Task requirements:
Render the following material again verbatim, leaving nothing out.

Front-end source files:
┌──

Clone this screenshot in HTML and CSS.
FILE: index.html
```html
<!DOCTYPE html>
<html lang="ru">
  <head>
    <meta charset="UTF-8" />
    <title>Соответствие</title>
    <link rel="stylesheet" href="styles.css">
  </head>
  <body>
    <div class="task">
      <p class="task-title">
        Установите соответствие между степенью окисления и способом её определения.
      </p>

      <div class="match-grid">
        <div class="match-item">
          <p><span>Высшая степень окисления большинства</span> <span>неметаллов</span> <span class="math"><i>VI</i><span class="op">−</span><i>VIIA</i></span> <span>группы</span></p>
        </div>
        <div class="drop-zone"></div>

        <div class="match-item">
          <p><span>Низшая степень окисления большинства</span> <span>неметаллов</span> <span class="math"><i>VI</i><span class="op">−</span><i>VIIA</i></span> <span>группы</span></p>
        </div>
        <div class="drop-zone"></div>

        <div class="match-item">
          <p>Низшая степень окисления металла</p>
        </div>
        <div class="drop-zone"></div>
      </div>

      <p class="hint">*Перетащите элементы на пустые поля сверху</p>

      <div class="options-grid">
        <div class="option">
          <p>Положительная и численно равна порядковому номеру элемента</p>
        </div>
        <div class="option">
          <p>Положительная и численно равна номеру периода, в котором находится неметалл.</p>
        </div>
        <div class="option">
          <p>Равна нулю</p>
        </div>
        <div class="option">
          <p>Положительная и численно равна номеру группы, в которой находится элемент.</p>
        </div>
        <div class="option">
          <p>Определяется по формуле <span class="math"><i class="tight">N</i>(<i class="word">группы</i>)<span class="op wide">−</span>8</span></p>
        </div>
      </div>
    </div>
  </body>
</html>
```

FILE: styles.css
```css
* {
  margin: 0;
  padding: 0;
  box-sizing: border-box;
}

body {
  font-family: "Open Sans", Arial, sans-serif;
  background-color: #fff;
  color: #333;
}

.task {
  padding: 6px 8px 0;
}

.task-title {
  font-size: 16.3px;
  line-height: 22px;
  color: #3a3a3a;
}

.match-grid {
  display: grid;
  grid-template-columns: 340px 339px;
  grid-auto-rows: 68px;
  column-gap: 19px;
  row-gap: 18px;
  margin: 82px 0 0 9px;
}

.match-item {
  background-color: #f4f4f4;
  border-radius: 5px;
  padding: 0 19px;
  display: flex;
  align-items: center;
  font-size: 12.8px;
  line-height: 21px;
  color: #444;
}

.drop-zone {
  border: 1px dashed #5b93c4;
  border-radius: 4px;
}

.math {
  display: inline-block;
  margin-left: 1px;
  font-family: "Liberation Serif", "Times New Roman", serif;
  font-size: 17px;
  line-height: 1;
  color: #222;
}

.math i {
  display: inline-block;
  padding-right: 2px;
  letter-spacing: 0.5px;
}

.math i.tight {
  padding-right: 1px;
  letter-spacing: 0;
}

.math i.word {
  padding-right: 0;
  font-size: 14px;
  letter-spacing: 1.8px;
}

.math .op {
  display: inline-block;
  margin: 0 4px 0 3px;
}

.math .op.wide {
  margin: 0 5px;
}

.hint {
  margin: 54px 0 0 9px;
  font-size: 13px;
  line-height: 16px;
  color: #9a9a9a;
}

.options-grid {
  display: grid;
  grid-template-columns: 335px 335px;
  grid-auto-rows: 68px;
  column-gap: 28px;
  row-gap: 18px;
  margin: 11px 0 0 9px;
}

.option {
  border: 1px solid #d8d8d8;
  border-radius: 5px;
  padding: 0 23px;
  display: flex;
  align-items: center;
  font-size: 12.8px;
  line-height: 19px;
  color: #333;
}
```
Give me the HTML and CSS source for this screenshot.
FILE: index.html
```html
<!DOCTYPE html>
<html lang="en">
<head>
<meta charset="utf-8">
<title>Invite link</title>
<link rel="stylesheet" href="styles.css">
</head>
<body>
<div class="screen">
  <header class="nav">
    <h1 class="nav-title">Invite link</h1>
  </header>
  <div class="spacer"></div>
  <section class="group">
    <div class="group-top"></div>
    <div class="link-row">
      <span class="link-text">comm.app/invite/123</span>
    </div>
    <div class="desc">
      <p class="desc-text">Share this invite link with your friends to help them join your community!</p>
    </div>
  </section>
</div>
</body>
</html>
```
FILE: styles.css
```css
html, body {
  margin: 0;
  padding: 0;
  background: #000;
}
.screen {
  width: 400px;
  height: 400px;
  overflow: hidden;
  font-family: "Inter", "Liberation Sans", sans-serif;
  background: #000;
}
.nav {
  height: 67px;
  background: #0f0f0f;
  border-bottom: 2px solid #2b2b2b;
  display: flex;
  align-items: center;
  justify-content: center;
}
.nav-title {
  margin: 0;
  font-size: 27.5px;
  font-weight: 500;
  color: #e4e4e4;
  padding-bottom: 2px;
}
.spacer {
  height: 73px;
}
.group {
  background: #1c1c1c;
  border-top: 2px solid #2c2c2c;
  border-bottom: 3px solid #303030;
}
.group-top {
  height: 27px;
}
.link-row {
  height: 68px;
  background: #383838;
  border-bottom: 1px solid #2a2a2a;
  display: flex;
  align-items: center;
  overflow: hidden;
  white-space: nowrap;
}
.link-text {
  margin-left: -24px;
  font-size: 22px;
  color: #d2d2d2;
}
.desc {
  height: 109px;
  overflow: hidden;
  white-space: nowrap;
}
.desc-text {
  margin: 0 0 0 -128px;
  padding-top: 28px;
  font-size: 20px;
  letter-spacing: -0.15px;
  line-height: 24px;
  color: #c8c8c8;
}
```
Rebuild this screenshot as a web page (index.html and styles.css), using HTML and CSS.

└──

Solution for this exercise:
Clone this screenshot in HTML and CSS.
FILE: index.html
```html
<!DOCTYPE html>
<html lang="ru">
  <head>
    <meta charset="UTF-8" />
    <title>Соответствие</title>
    <link rel="stylesheet" href="styles.css">
  </head>
  <body>
    <div class="task">
      <p class="task-title">
        Установите соответствие между степенью окисления и способом её определения.
      </p>

      <div class="match-grid">
        <div class="match-item">
          <p><span>Высшая степень окисления большинства</span> <span>неметаллов</span> <span class="math"><i>VI</i><span class="op">−</span><i>VIIA</i></span> <span>группы</span></p>
        </div>
        <div class="drop-zone"></div>

        <div class="match-item">
          <p><span>Низшая степень окисления большинства</span> <span>неметаллов</span> <span class="math"><i>VI</i><span class="op">−</span><i>VIIA</i></span> <span>группы</span></p>
        </div>
        <div class="drop-zone"></div>

        <div class="match-item">
          <p>Низшая степень окисления металла</p>
        </div>
        <div class="drop-zone"></div>
      </div>

      <p class="hint">*Перетащите элементы на пустые поля сверху</p>

      <div class="options-grid">
        <div class="option">
          <p>Положительная и численно равна порядковому номеру элемента</p>
        </div>
        <div class="option">
          <p>Положительная и численно равна номеру периода, в котором находится неметалл.</p>
        </div>
        <div class="option">
          <p>Равна нулю</p>
        </div>
        <div class="option">
          <p>Положительная и численно равна номеру группы, в которой находится элемент.</p>
        </div>
        <div class="option">
          <p>Определяется по формуле <span class="math"><i class="tight">N</i>(<i class="word">группы</i>)<span class="op wide">−</span>8</span></p>
        </div>
      </div>
    </div>
  </body>
</html>
```

FILE: styles.css
```css
* {
  margin: 0;
  padding: 0;
  box-sizing: border-box;
}

body {
  font-family: "Open Sans", Arial, sans-serif;
  background-color: #fff;
  color: #333;
}

.task {
  padding: 6px 8px 0;
}

.task-title {
  font-size: 16.3px;
  line-height: 22px;
  color: #3a3a3a;
}

.match-grid {
  display: grid;
  grid-template-columns: 340px 339px;
  grid-auto-rows: 68px;
  column-gap: 19px;
  row-gap: 18px;
  margin: 82px 0 0 9px;
}

.match-item {
  background-color: #f4f4f4;
  border-radius: 5px;
  padding: 0 19px;
  display: flex;
  align-items: center;
  font-size: 12.8px;
  line-height: 21px;
  color: #444;
}

.drop-zone {
  border: 1px dashed #5b93c4;
  border-radius: 4px;
}

.math {
  display: inline-block;
  margin-left: 1px;
  font-family: "Liberation Serif", "Times New Roman", serif;
  font-size: 17px;
  line-height: 1;
  color: #222;
}

.math i {
  display: inline-block;
  padding-right: 2px;
  letter-spacing: 0.5px;
}

.math i.tight {
  padding-right: 1px;
  letter-spacing: 0;
}

.math i.word {
  padding-right: 0;
  font-size: 14px;
  letter-spacing: 1.8px;
}

.math .op {
  display: inline-block;
  margin: 0 4px 0 3px;
}

.math .op.wide {
  margin: 0 5px;
}

.hint {
  margin: 54px 0 0 9px;
  font-size: 13px;
  line-height: 16px;
  color: #9a9a9a;
}

.options-grid {
  display: grid;
  grid-template-columns: 335px 335px;
  grid-auto-rows: 68px;
  column-gap: 28px;
  row-gap: 18px;
  margin: 11px 0 0 9px;
}

.option {
  border: 1px solid #d8d8d8;
  border-radius: 5px;
  padding: 0 23px;
  display: flex;
  align-items: center;
  font-size: 12.8px;
  line-height: 19px;
  color: #333;
}
```
Give me the HTML and CSS source for this screenshot.
FILE: index.html
```html
<!DOCTYPE html>
<html lang="en">
<head>
<meta charset="utf-8">
<title>Invite link</title>
<link rel="stylesheet" href="styles.css">
</head>
<body>
<div class="screen">
  <header class="nav">
    <h1 class="nav-title">Invite link</h1>
  </header>
  <div class="spacer"></div>
  <section class="group">
    <div class="group-top"></div>
    <div class="link-row">
      <span class="link-text">comm.app/invite/123</span>
    </div>
    <div class="desc">
      <p class="desc-text">Share this invite link with your friends to help them join your community!</p>
    </div>
  </section>
</div>
</body>
</html>
```
FILE: styles.css
```css
html, body {
  margin: 0;
  padding: 0;
  background: #000;
}
.screen {
  width: 400px;
  height: 400px;
  overflow: hidden;
  font-family: "Inter", "Liberation Sans", sans-serif;
  background: #000;
}
.nav {
  height: 67px;
  background: #0f0f0f;
  border-bottom: 2px solid #2b2b2b;
  display: flex;
  align-items: center;
  justify-content: center;
}
.nav-title {
  margin: 0;
  font-size: 27.5px;
  font-weight: 500;
  color: #e4e4e4;
  padding-bottom: 2px;
}
.spacer {
  height: 73px;
}
.group {
  background: #1c1c1c;
  border-top: 2px solid #2c2c2c;
  border-bottom: 3px solid #303030;
}
.group-top {
  height: 27px;
}
.link-row {
  height: 68px;
  background: #383838;
  border-bottom: 1px solid #2a2a2a;
  display: flex;
  align-items: center;
  overflow: hidden;
  white-space: nowrap;
}
.link-text {
  margin-left: -24px;
  font-size: 22px;
  color: #d2d2d2;
}
.desc {
  height: 109px;
  overflow: hidden;
  white-space: nowrap;
}
.desc-text {
  margin: 0 0 0 -128px;
  padding-top: 28px;
  font-size: 20px;
  letter-spacing: -0.15px;
  line-height: 24px;
  color: #c8c8c8;
}
```
Rebuild this screenshot as a web page (index.html and styles.css), using HTML and CSS.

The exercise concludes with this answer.